In 1994, Nick Szabo proposed smart contracts as the foundation of the free market economy. He argued that in a free market, these self-executing contracts are the sole foundation and backbone. According to Szabo, every smart contract must be observable, verifiable and enforceable.
On the blockchain, smart contracts act as "if-then" statements with specific instructions to carry out preset actions if the corresponding conditions are met. Each contract is run across every node on the blockchain in a genuinely decentralized manner.
For example, a user may decide to purchase a new car. To do this, a smart contract is set up with instructions that if the user pays a certain amount of a token, then the contract will send them ownership documents.
Functions of Smart Contracts
There are four main functions of smart contracts:
- Smart contracts provide functions to other contracts, feeding them by acting as software libraries.
- They manage long-term contract relationships including insurance, subscriptions, and escrow among others and eliminate the need for legal third parties.
- From smart contracts, users can retrieve useful data. Other smart contracts can also use data from a particular contract which maintains and holds it. This function is useful in the case of protocol storage as well as membership lists and data.
- Smart contracts act as forwarding contracts.

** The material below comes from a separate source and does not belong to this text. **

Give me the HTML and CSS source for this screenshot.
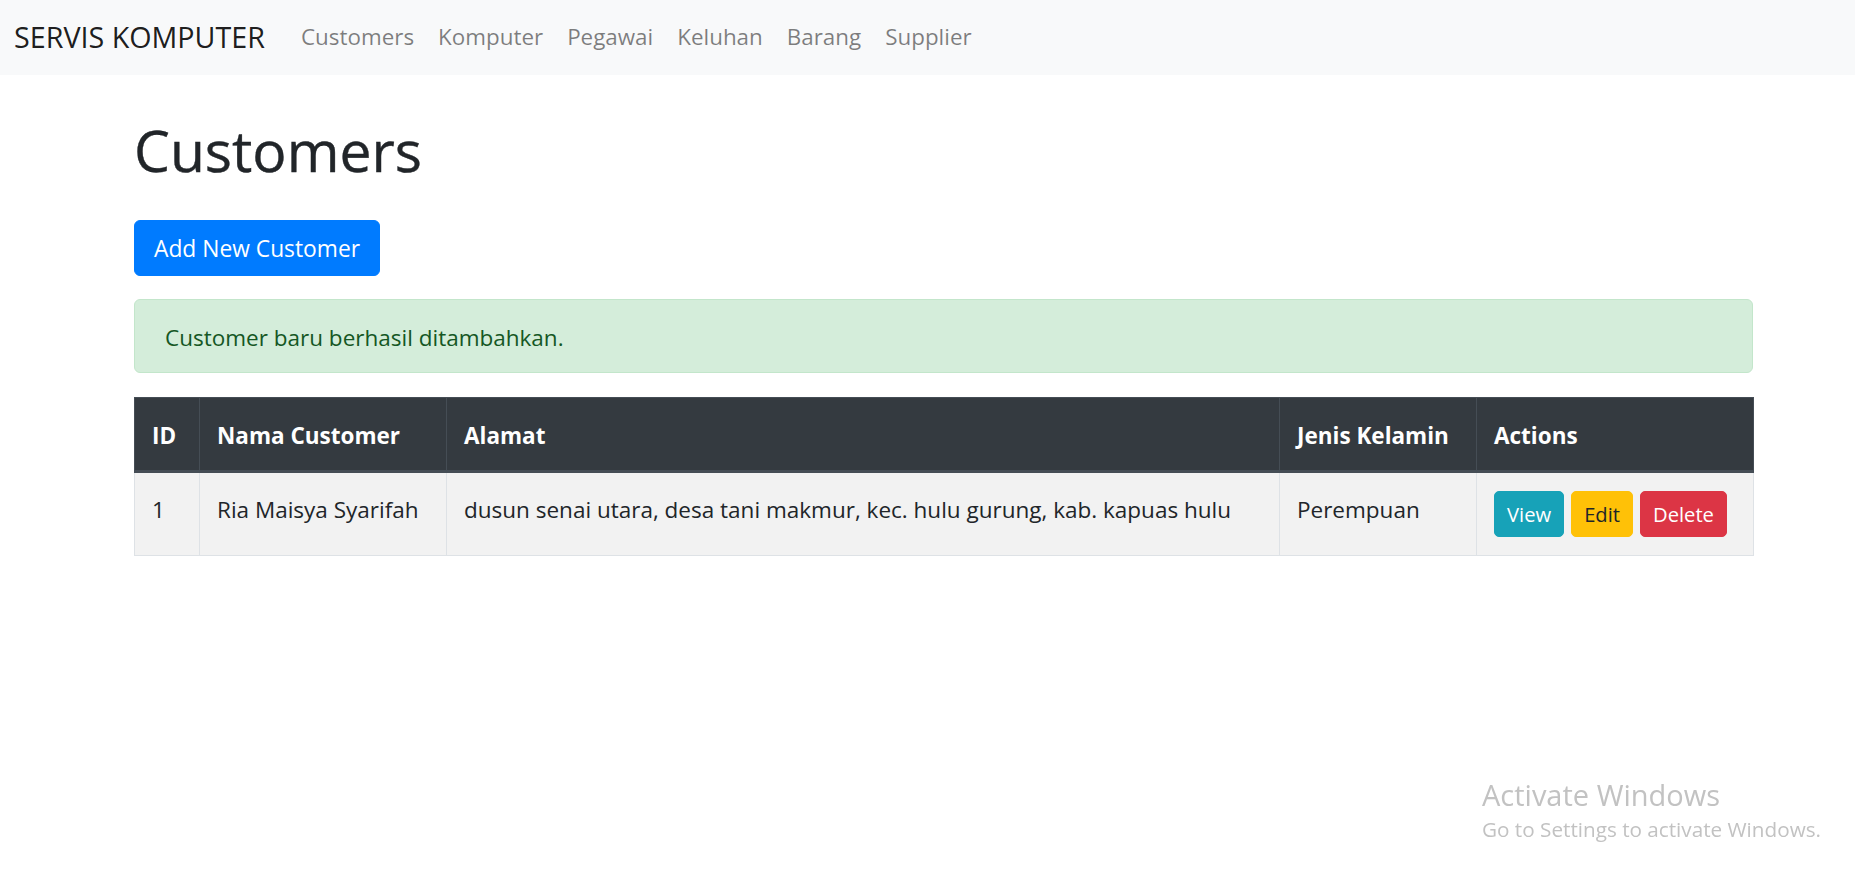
FILE: index.html
```html
<!DOCTYPE html>
<html lang="id">
<head>
<meta charset="utf-8">
<title>Customers</title>
<link rel="stylesheet" href="styles.css">
</head>
<body>
<nav class="navbar">
  <a class="brand" href="#">SERVIS KOMPUTER</a>
  <ul class="nav-links">
    <li><a href="#">Customers</a></li>
    <li><a href="#">Komputer</a></li>
    <li><a href="#">Pegawai</a></li>
    <li><a href="#">Keluhan</a></li>
    <li><a href="#">Barang</a></li>
    <li><a href="#">Supplier</a></li>
  </ul>
</nav>
<main class="container">
  <h1 class="title">Customers</h1>
  <a class="btn btn-primary" href="#">Add New Customer</a>
  <div class="alert">Customer baru berhasil ditambahkan.</div>
  <table class="table">
    <colgroup>
      <col class="c-id"><col class="c-nama"><col class="c-alamat"><col class="c-jk"><col class="c-act">
    </colgroup>
    <thead>
      <tr>
        <th>ID</th>
        <th>Nama Customer</th>
        <th>Alamat</th>
        <th>Jenis Kelamin</th>
        <th>Actions</th>
      </tr>
    </thead>
    <tbody>
      <tr>
        <td>1</td>
        <td>Ria Maisya Syarifah</td>
        <td>dusun senai utara, desa tani makmur, kec. hulu gurung, kab. kapuas hulu</td>
        <td>Perempuan</td>
        <td class="act-cell">
          <div class="actions">
            <a class="btn-sm btn-info" href="#">View</a>
            <a class="btn-sm btn-warning" href="#">Edit</a>
            <a class="btn-sm btn-danger" href="#">Delete</a>
          </div>
        </td>
      </tr>
    </tbody>
  </table>
</main>
<div class="watermark">
  <div class="wm-title">Activate Windows</div>
  <div class="wm-sub">Go to Settings to activate Windows.</div>
</div>
</body>
</html>
```
FILE: styles.css
```css
* { box-sizing: border-box; }
html, body { margin: 0; padding: 0; }
body {
  font-family: "Open Sans", "Noto Sans", sans-serif;
  font-size: 22.5px;
  line-height: 36px;
  color: #212529;
  background: #fff;
  width: 1855px;
  height: 876px;
  overflow: hidden;
}
a { text-decoration: none; }

.navbar {
  height: 75px;
  background: #f8f9fa;
  display: flex;
  align-items: center;
  padding: 0 0 2px 14px;
}
.brand {
  font-size: 28.7px;
  color: rgba(0,0,0,.9);
  margin-right: 24px;
  line-height: 45px;
}
.nav-links {
  list-style: none;
  margin: 0;
  padding: 0;
  display: flex;
}
.nav-links a {
  display: block;
  padding: 0 12px;
  color: rgba(0,0,0,.5);
  font-size: 22.4px;
}

.container {
  width: 1619px;
  margin-left: 134px;
}
.title {
  font-size: 57px;
  font-weight: 400;
  line-height: 72px;
  margin: 39px 0 34px;
  color: #212529;
  -webkit-text-stroke: 0.4px #212529;
}
.btn {
  display: inline-block;
  font-size: 22.8px;
  line-height: 36px;
  padding: 10px 19px 8px;
  border: 1px solid transparent;
  border-radius: 6px;
}
.btn-primary {
  background: #007bff;
  border-color: #007bff;
  color: #fff;
}
.alert {
  margin-top: 23px;
  margin-bottom: 24px;
  background: #d4edda;
  border: 1.5px solid #c3e6cb;
  color: #155724;
  border-radius: 6px;
  padding: 20px 30px 16px;
  line-height: 36px;
}

.table {
  width: 1619px;
  border-collapse: collapse;
  table-layout: fixed;
  border: 1px solid #dee2e6;
}
.c-id { width: 65px; }
.c-nama { width: 247px; }
.c-alamat { width: 833px; }
.c-jk { width: 197px; }
.c-act { width: 277px; }
.table th {
  background: #343a40;
  color: #fff;
  font-weight: 700;
  text-align: left;
  padding: 20px 17px 16px;
  border: 1px solid #454d55;
  border-bottom: 3px solid #454d55;
  line-height: 36px;
  white-space: nowrap;
}
.table td {
  background: #f2f2f2;
  padding: 19px 17px 17px;
  border: 1px solid #dee2e6;
  vertical-align: top;
  line-height: 36px;
  white-space: nowrap;
}
.table td.act-cell {
  padding: 18px 17px;
}
.actions {
  display: flex;
  gap: 7px;
}
.btn-sm {
  display: inline-block;
  font-size: 20.2px;
  line-height: 31.5px;
  padding: 7px 12px 5px;
  border: 1px solid transparent;
  border-radius: 5px;
}
.btn-info { background: #17a2b8; border-color: #17a2b8; color: #fff; }
.btn-warning { background: #ffc107; border-color: #ffc107; color: #212529; }
.btn-danger { background: #dc3545; border-color: #dc3545; color: #fff; }

.watermark {
  position: fixed;
  left: 1482px;
  top: 776px;
  color: #c2c2c2;
}
.wm-title {
  font-size: 29px;
  line-height: 38px;
  font-weight: 400;
}
.wm-sub {
  font-size: 20.7px;
  line-height: 30px;
}
```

Through his technological experience and dedication, Nick Szabo cleared the path for highly evolved innovation in the field of cryptocurrency. His work on smart contracts and Bit Gold led to significant advances in the area. Without his research and proposals, the protocols of Bitcoin and Ethereum, the two largest cryptocurrencies, may have been different today. Smart contracts have become increasingly popular along with the developers who make them. Szabo has given the world a different way to look at money and will always be credited as the cryptocurrency legend he is.